Speed Limits Safety Oriented or Arbitrary

Speed limits may have safety oriented intentions, but they are definitely arbitrary.

If you disagree just look around as you drive to work. How many people do you see speeding compared to obeying the law? The non-speeders are vastly outnumbered as they move to the slow lane to let speeders fly by.

I have a unique experience with this topic because I am a recently rehabbed speeder. Before I had been a chronic speeder and almost never followed the speed limit. No one seemed to have a problem with this except the police officer that pulled me over.

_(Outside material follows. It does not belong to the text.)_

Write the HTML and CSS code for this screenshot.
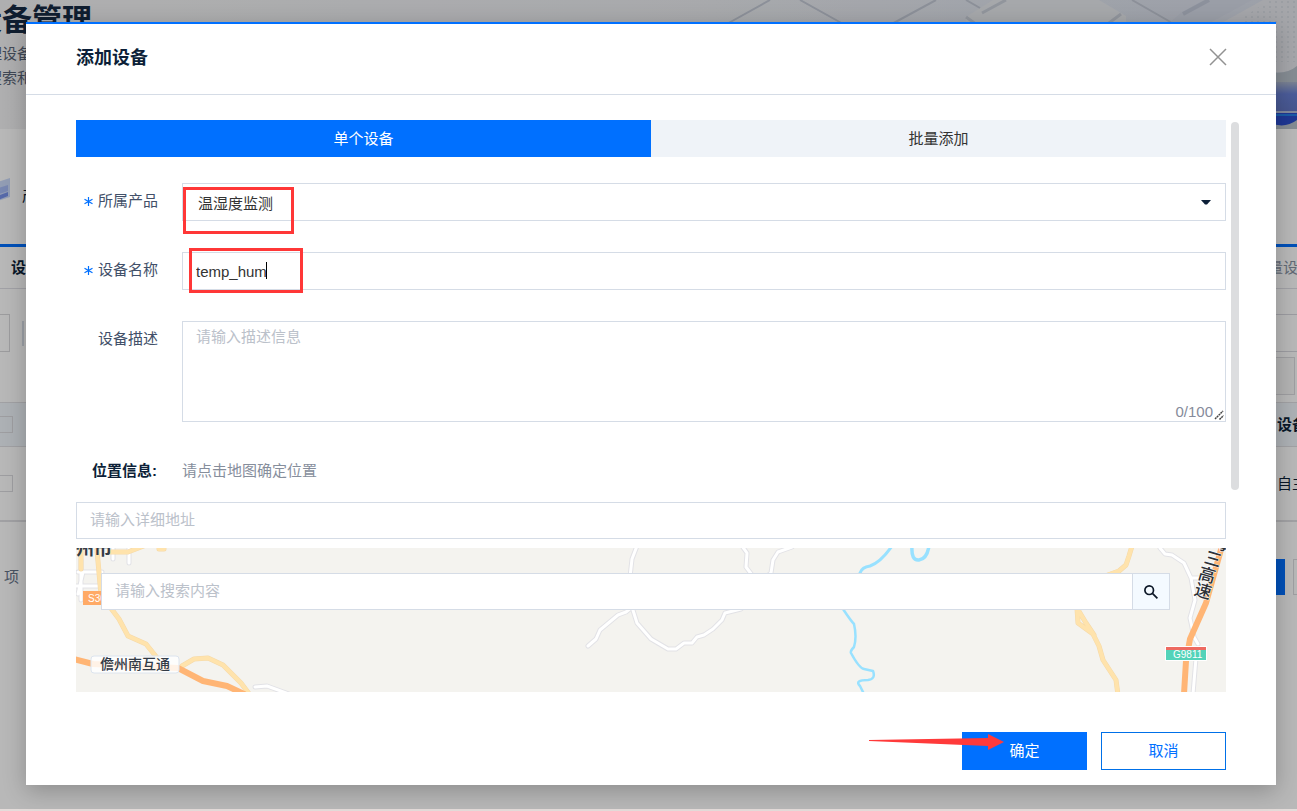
FILE: index.html
```html
<!DOCTYPE html>
<html lang="zh-CN">
<head>
<meta charset="utf-8">
<title>添加设备</title>
<link rel="stylesheet" href="styles.css">
</head>
<body>
<div class="page">
  <header class="banner">
    <div class="banner-text">
      <h1>设备管理</h1>
      <p>管理设备</p>
      <p>可搜索和</p>
    </div>
    <svg class="banner-art" viewBox="-103 0 600 129" aria-hidden="true">
      <defs>
        <linearGradient id="tube" x1="0" y1="0" x2="0" y2="1"><stop offset="0" stop-color="#a9b4cb"/><stop offset=".4" stop-color="#687fd4"/><stop offset="1" stop-color="#6377c4"/></linearGradient>
        <linearGradient id="haze"><stop offset="0" stop-color="#dee3ed" stop-opacity="0"/><stop offset="1" stop-color="#d9deea"/></linearGradient>
        <pattern id="dots" width="6" height="5" patternUnits="userSpaceOnUse"><circle cx="2" cy="2" r="1" fill="#d3d7df"/></pattern>
      </defs>
      <path d="M-103 0h600v129h-600z" fill="url(#haze)"/>
      <path d="M193 0L166 17v12h160V16L299 0z" fill="#e6e9ee"/>
      <path d="M206 0l-24 13M321 14l-20 15M166 17l14 10" fill="none" stroke="#c9cfd9" stroke-width="3"/>
      <path d="M-30 0l-45 25M0 0l45 25M136 0L90 25M166 0l14 8M332 0l42 24" fill="none" stroke="#c2c8d4" stroke-width="2"/>
      <path d="M382 12L404 0h48l-44 24h-40z" fill="#d6dbe8"/>
      <path d="M383 14l26-14" stroke="#c3cad9" stroke-width="4"/>
      <path d="M418 25L463 0h34v66q-6 7-20 6h-59z" fill="#e5e7ec"/>
      <path d="M445 16L470 0h27v62h-52z" fill="url(#dots)"/>
      <path d="M470 72q16 3 27-6v63h-27z" fill="#b9c2cc"/>
      <path d="M470 82h27v30h-27z" fill="url(#tube)"/>
      <path d="M470 113h27v7q-12 9-27 3z" fill="#2a4dcd"/>
      <path d="M470 112h27" stroke="#b3bed8" stroke-width="2"/>
      <path d="M470 115h27" stroke="#247fe8" stroke-width="2"/>
    </svg>
  </header>
  <div class="product-bar">
    <svg width="40" height="34" viewBox="0 0 40 34" aria-hidden="true"><path d="M0 13L40 0v19L0 32z" fill="#cbdafa"/><path d="M0 19l38-12v6L0 26z" fill="#a7bbf5"/><path d="M0 28l38-14v4L0 33z" fill="#7892eb"/></svg>
    <span>产品</span>
  </div>
  <div class="tabs-line">
    <strong>设备</strong><span>批量设备</span>
  </div>
  <div class="toolbar"><span class="tool-box"></span><span class="tool-bar"></span><span class="tool-search"></span></div>
  <div class="filter"><span></span></div>
  <div class="grid-row grid-head"><i class="tick"></i><strong>设备</strong></div>
  <div class="grid-row grid-body"><i class="tick"></i><span>自主</span></div>
  <div class="pager"><span>项</span><b class="page-now"></b><b class="page-next"></b></div>
</div>

<div class="mask">
  <form class="modal" role="dialog" aria-labelledby="dialog-title">
    <div class="modal-head">
      <h2 id="dialog-title">添加设备</h2>
      <button type="button" class="close" aria-label="关闭"><svg width="18" height="18" viewBox="0 0 18 18"><path d="M1 1l16 16M17 1L1 17" stroke="#929292" stroke-width="1.5" fill="none"/></svg></button>
    </div>
    <div class="modal-body">
      <div class="tabs">
        <button type="button" class="tab active">单个设备</button>
        <button type="button" class="tab">批量添加</button>
      </div>

      <div class="field">
        <label for="product"><svg class="star" width="9" height="9" viewBox="0 0 9 9"><path d="M4.500 0v9M.5 2.200l8 4.600M.5 6.800l8-4.600" stroke="#0070ff" stroke-width="1.200"/></svg>所属产品</label>
        <div class="control">
          <select id="product"><option>温湿度监测</option></select>
          <svg class="caret" width="10" height="5" viewBox="0 0 10 5"><path d="M0 0h10L6 4.500H4z" fill="#0c1f38"/></svg>
          <span class="mark mark-product"></span>
        </div>
      </div>

      <div class="field">
        <label for="name"><svg class="star" width="9" height="9" viewBox="0 0 9 9"><path d="M4.500 0v9M.5 2.200l8 4.600M.5 6.800l8-4.600" stroke="#0070ff" stroke-width="1.200"/></svg>设备名称</label>
        <div class="control">
          <input id="name" class="box" type="text" value="temp_hum">
          <span class="text-cursor"></span>
          <span class="mark mark-name"></span>
        </div>
      </div>

      <div class="field">
        <label for="desc">设备描述</label>
        <div class="control">
          <textarea id="desc" class="box" placeholder="请输入描述信息"></textarea>
          <span class="count">0/100</span>
          <svg class="grip" width="10" height="10" viewBox="0 0 10 10"><path d="M1 9l8-8M5.500 9.500l4-4" stroke="#444" stroke-width="1.500" stroke-dasharray="2 .6"/></svg>
        </div>
      </div>

      <div class="location"><label for="address">位置信息:</label><span>请点击地图确定位置</span></div>
      <input id="address" class="box short" type="text" placeholder="请输入详细地址">

      <div class="map">
        <svg class="map-art" viewBox="0 0 1150 144" preserveAspectRatio="xMidYMin slice" aria-hidden="true">
          <defs>
            <path id="lanes" d="M561 -2l-5 13-2 18 2 30 5 16 14 16 17 10h8l8-6h8l5-6 7-2 9-6 9-9 3-7 16-4M512 98l8-7 4-9 18-15 8-3 6-5M666 -2l5 7-1 14 6 8M716 -1l-14 5-5 8-2 13-5 4M1084 0l5 6 7 1 12 8 7 15 4 22-5 18 4 19 4 7M1115 30h10M1120 110l-3 36M179 139l12-1 22 8M37 0v11M53 0v15M2 24h24M7 24l-5 22M0 38h25M5 12v40"/>
            <path id="streets" d="M5 -1v22M21 2l4 45 18 24 9 17 18 8 12 15M34 4h18l18-7M83 1h5M106 118l12-7 14-1 15 7 18 18 9 12M1056 -2l-3 10-3 9-7 6-14 5M1001 60l1 15 15 11 6 12 4 14 13 20 2 15M1001 60l9 15 8 12"/>
          </defs>
          <rect width="1150" height="144" fill="#f4f3ef"/>
          <g fill="none" stroke-linejoin="round" stroke-linecap="round">
            <use href="#lanes" stroke="#e2e2e6" stroke-width="5"/>
            <use href="#lanes" stroke="#fff" stroke-width="3"/>
            <use href="#streets" stroke="#f5d9a8" stroke-width="5"/>
            <use href="#streets" stroke="#ffe3ac" stroke-width="4"/>
            <path d="M-2 111l19 5 85 4 25 13 24 5 17 8" stroke="#ffb575" stroke-width="6"/>
            <path d="M1146 -2l-16 57-16 36-4 22-2 33" stroke="#ffb575" stroke-width="6"/>
            <g stroke="#98e1ff"><path d="M816 -2q-11 16-22 20-8 1-10 7" stroke-width="3"/><path d="M836 -2q-1 15 7 14 8-1 10-14" stroke-width="3.500"/><path d="M767 61q8 12 11 15 3 13 0 23-4 4-3 6 8 15 13 16l9 2q3 8-5 9-14 0-8 6l4 8" stroke-width="2.500"/></g>
          </g>
          <rect x="7" y="43" width="23" height="14" fill="#ffaa66"/>
          <text x="12" y="54" class="road-code">S308</text>
          <text x="-18" y="7" class="city">儋州市</text>
          <rect x="15" y="108" width="88" height="17" rx="3" fill="#fff" fill-opacity=".82" stroke="#dce4ee"/>
          <text x="24" y="121" class="place">儋州南互通</text>
          <rect x="1089" y="98" width="42" height="15" rx="1" fill="#fff"/>
          <path d="M1090 99h40v13h-40z" fill="#53d3b9"/><path d="M1090 99h40v3h-40z" fill="#ed6a61"/>
          <text x="1097" y="110" class="road-code">G9811</text>
          <g class="expressway"><text transform="translate(1144 -5) rotate(16)" y="6">海</text><text transform="translate(1137 11) rotate(16)" y="6">三</text><text transform="translate(1131 27) rotate(16)" y="6">高</text><text transform="translate(1127 43) rotate(16)" y="6">速</text></g>
        </svg>
        <div class="map-search">
          <input class="box short" type="text" placeholder="请输入搜索内容" aria-label="搜索">
          <button type="button" aria-label="搜索"><svg width="14" height="14" viewBox="0 0 14 14" fill="none" stroke="#0c1726" stroke-width="1.700"><circle cx="5.200" cy="5.200" r="4.300"/><path d="M8.400 8.400l5 5"/></svg></button>
        </div>
      </div>
    </div>
    <div class="modal-foot">
      <button type="button" class="btn primary">确定</button>
      <button type="button" class="btn">取消</button>
      <svg class="pointer" width="136" height="18" viewBox="0 0 136 18" aria-hidden="true"><path d="M0 7L119 5V1l16 8-16 8v-4L0 8z" fill="#ff3a3a"/></svg>
    </div>
    <div class="scroll-thumb"></div>
  </form>
</div>
</body>
</html>
```

FILE: styles.css
```css
* { box-sizing: border-box; }
body, input, textarea, select, button {
  font-family: "Liberation Sans", "Noto Sans CJK SC", sans-serif;
  font-size: 15px;
}
body { margin: 0; min-height: 100vh; background: #e4dcda; overflow: hidden; }
h1, h2, p { margin: 0; }
button { cursor: pointer; }

.page { min-height: calc(100vh - 2px); background: #fff; color: #0c1f38; overflow: hidden; }
.banner { display: flex; justify-content: space-between; height: 129px; background: linear-gradient(90deg, #f3f3f4, #e9ebef 55%, #dee3ed); overflow: hidden; }
.banner-text { margin-left: -28px; white-space: nowrap; color: #596477; line-height: 24px; }
.banner-text h1 { font-size: 30px; line-height: 40px; margin-bottom: 2px; color: #172a43; }
.banner-art { width: 600px; height: 129px; flex: none; }
.product-bar { display: flex; align-items: center; height: 115px; padding-top: 16px; margin-left: -30px; gap: 12px; }
.tabs-line { display: flex; align-items: center; justify-content: space-between; height: 45px; border-top: 3px solid #0070ff; border-bottom: 1px solid #e0e0e6; padding-left: 11px; padding-bottom: 3px; white-space: nowrap; margin-right: -16px; color: #8a93a3; }
.tabs-line strong { color: #0c1f38; }
.toolbar { display: flex; align-items: center; gap: 12px; margin-top: 25px; height: 38px; }
.tool-box { width: 10px; height: 38px; border: 1px solid #d8d8dc; border-left: 0; }
.tool-bar { width: 2px; height: 25px; background: #d9dee8; }
.tool-search { flex: 1; height: 38px; border: solid #d8d8e0; border-width: 1px 0; }
.filter { display: flex; justify-content: flex-end; height: 50px; padding: 5px 2px 0 0; }
.filter span { width: 100px; height: 38px; background: #f8f8f8; border: 1px solid #dcdce0; }
.grid-row { display: flex; align-items: center; justify-content: space-between; border: 0 solid #e0e0e4; white-space: nowrap; margin-right: -10px; }
.grid-row strong, .grid-row span { padding-bottom: 3px; }
.grid-head { height: 45px; background: #f0f6fb; border-width: 1px 0; }
.grid-body { height: 75px; border-bottom-width: 2px; }
.tick { width: 13px; height: 17px; border: 1px solid #dcdce0; border-left: 0; }
.pager { display: flex; align-items: center; height: 109px; gap: 8px; padding-left: 4px; color: #66748a; }
.pager span { padding-bottom: 3px; }
.page-now { margin-left: auto; width: 36px; height: 36px; background: #0070ff; }
.page-next { width: 4px; height: 36px; border: 1px solid #dcdce0; border-right: 0; }

.mask { position: absolute; inset: 0 0 2px; background: rgba(0, 0, 0, .28); padding: 22px 21px 24px 26px; }
.modal { position: relative; background: #fff; border-top: 2px solid #0070ff; box-shadow: 0 6px 22px rgba(0, 0, 0, .24); color: #0c1f38; }
.modal-head { display: flex; align-items: center; justify-content: space-between; height: 71px; padding: 0 49px 4px 50px; border-bottom: 1px solid #d5dce6; }
.modal-head h2 { font-size: 18px; padding-bottom: 2px; }
.close { display: flex; padding: 0; border: 0; background: none; }
.modal-body { padding: 25px 50px 0; }
.tabs { display: flex; height: 37px; margin-bottom: 26px; }
.tab { flex: 1; border: 0; padding: 0 0 2px; background: #eff3f8; color: #333; }
.tab.active { background: #0070ff; color: #fff; }

.field { display: flex; margin-bottom: 31px; }
.field label { display: flex; align-items: center; justify-content: flex-end; gap: 5px; width: 106px; height: 33px; padding-right: 24px; color: #425069; }
.star { margin-top: 4px; }
.control { position: relative; flex: 1; }
.box, select { display: block; width: 100%; height: 38px; padding: 0 13px; border: 1px solid #d5dce6; border-radius: 0; background: #fff; color: #333; outline: 0; }
select { appearance: none; padding: 2px 15px 0; }
textarea.box { height: 101px; padding: 4px 13px; resize: none; line-height: 22px; }
.box.short { height: 37px; padding-bottom: 2px; }
::placeholder { color: #bbc1ca; opacity: 1; }
.caret { position: absolute; right: 15px; top: 17px; }
.count { position: absolute; right: 13px; bottom: 1px; color: #868b9b; line-height: 18px; }
.grip { position: absolute; right: 2px; bottom: 2px; }
.mark { position: absolute; border: 3px solid #ff3737; pointer-events: none; }
.mark-product { left: 1px; top: 4px; width: 111px; height: 47px; z-index: 1; }
.mark-name { left: 7px; top: -4px; width: 114px; height: 45px; }
.text-cursor { position: absolute; left: 84px; top: 10px; width: 1px; height: 17px; background: #000; }

.location { display: flex; gap: 25px; height: 36px; line-height: 36px; padding-left: 16px; margin-bottom: 13px; color: #868e9c; }
.location label { font-weight: bold; color: #0c1f38; }
.map { position: relative; height: 144px; margin-top: 9px; padding: 25px 56px 0 25px; overflow: hidden; }
.map-art { position: absolute; inset: 0; width: 100%; height: 100%; }
.map-search { position: relative; display: flex; height: 37px; }
.map-search .box { flex: 1; }
.map-search button { display: flex; align-items: center; justify-content: center; width: 37px; padding: 0; background: #f4faff; border: 1px solid #d5dce6; border-left: 0; }
.road-code { font-size: 10px; fill: #fff; }
.city { font-size: 18px; font-weight: bold; fill: #333b47; }
.place { font-size: 14px; font-weight: 500; fill: #333b47; }
.expressway { font-size: 17px; font-weight: 500; fill: #2d3138; text-anchor: middle; stroke: #fff; stroke-width: 1px; paint-order: stroke; }

.modal-foot { position: relative; display: flex; justify-content: flex-end; gap: 14px; padding: 40px 50px 15px; }
.btn { width: 125px; height: 38px; padding: 0 0 3px; border: 1px solid #0070e8; background: #fff; color: #0070ff; }
.btn.primary { background: #0070ff; color: #fff; border-color: #0070ff; }
.pointer { position: absolute; right: 271px; top: 41px; }
.scroll-thumb { position: absolute; right: 37px; top: 98px; width: 8px; height: 368px; border-radius: 4px; background: #dcdddf; }
```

Since my rehab in S.T.O.P. class I have decided to try an experiment and not to speed, at all. Over the last two months it has been confirmed that my law abiding ways are in the minority. To prove my point further I am not only a loner as a non-speeder, I am also faced with angry drivers almost daily. People become frustrated after following me, driving the speed limit, and take the earliest opportunity to pass and speed angrily away, often shooting me a dirty look on their way by.

More likely, speed limits are set for financial reasons. At the start of the fall semester in 2008 the speed limit of old highway 275 through Valley, Nebraska was 55 mph. By the end of the semester the speed limit was reduced to 40 mph. During these few months there were no crashes, accidents or incidents. No increase in pedestrian traffic or vehicle traffic occurred. What did happen in this time was a recession and the speed limit in this small town was lowered to cope with the economic climate. Following old highway 275 towards Fremont, there are dozens of little towns along the way who have taken the same actions in hopes of increasing revenue. Often a sudden, drastic drop in the speed limit occurs around the city limits, areas which are frequently patrolled by local police. If the speed limit was actually safety oriented then accidents would be the reason to lower the speed limits. Unfortunately, politics even finds its way into the work of traffic safety engineers.

Not only are speed limits largely arbitrary, people following these limits actually upset many drivers. The fact that the majority of drivers does not follow the speed limits and still arrive safely at their destination makes them arbitrary. Even if the traffic safety engineers’ intentions were pure, politics and money are still the controlling factors for speed limits.